National news organizations are turning to the Rutgers School of Management and Labor Relations (SMLR) to inform their coverage of the Trump Administration’s labor policy.
In recent interviews and op-eds, seven faculty members in SMLR’s Department of Labor Studies and Employment Relations have discussed what the nation’s changing political landscape could mean for collective bargaining, healthcare, labor unions, minimum wage earners, worker protections, and more.
"It's going to be the most challenging period for organized labor since the 1930s," Professor Susan Schurman told Bankrate.com in a far-ranging article published on January 17 and carried nationally by FOX Business.
Associate Professor Janice Fine talked to The Atlantic about the possibility of states stepping up to protect workers if the federal government fails to do so, and she spoke to the New York Times about President Trump’s potential impact on the Fight for $15 minimum wage campaign.
Fine, who authored a recent opinion piece for the Boston Review, also appeared in a Boston Globe article about the alt-labor movement and a Buzzfeed story about union funding cuts in the wake of the election.

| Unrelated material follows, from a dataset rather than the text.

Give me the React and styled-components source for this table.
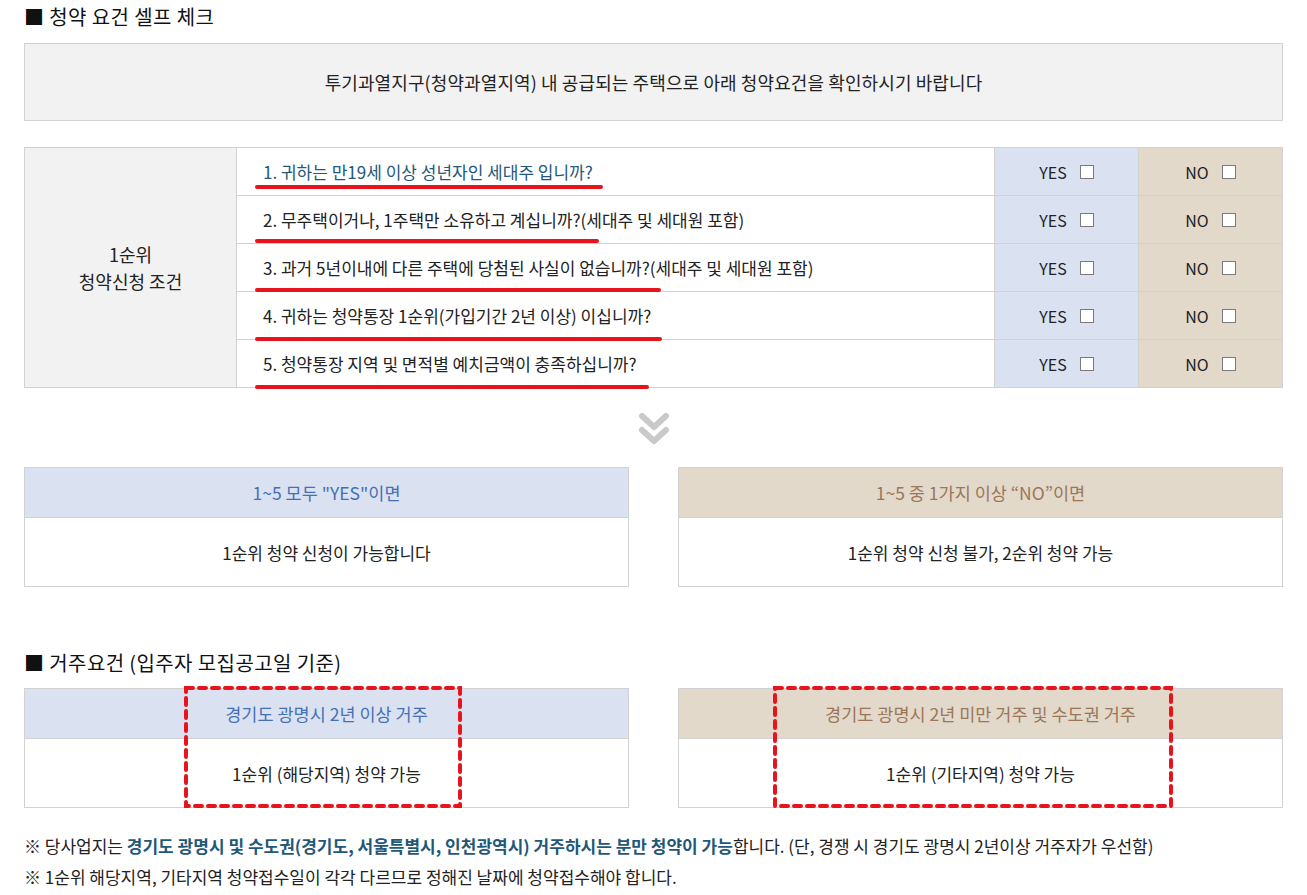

Associate Professor Becky Givan, author of the recently published book The Challenge to Change: Reforming Health Care on the Front Line in the United States and the United Kingdom, wrote an op-ed for STAT News in which she argued that President Trump and Congress should consult healthcare workers before repealing and replacing the Affordable Care Act (ACA).
Bloomberg BNA’s Daily Labor Report, a must-read for labor and employment professionals, has featured several SMLR faculty members in recent weeks:
- Associate Dean Adrienne Eaton discussed union concerns about the repeal of the ACA and the uncertain future of recently-passed overtime rule changes;
- Professor David Bensman expressed doubt that lawmakers, unions, and the construction industry will agree on President Trump’s infrastructure spending plan;
- Professor Schurman noted that Trump’s pick for Labor Secretary raises questions about the direction of the U.S. Department of Labor’s Bureau of International Labor Affairs;
- Teaching Instructor Will Brucher examined divided union support in the hotly-contested race for the Democratic National Committee chairmanship; and
- Professor Charles Heckscher suggested that organized labor may need to compensate for lost power by forming alliances with consumer groups.
Heckscher also authored a hot-button op-ed for New Jersey’s largest newspaper, the Star-Ledger, in which he opined on Trump’s rise to power.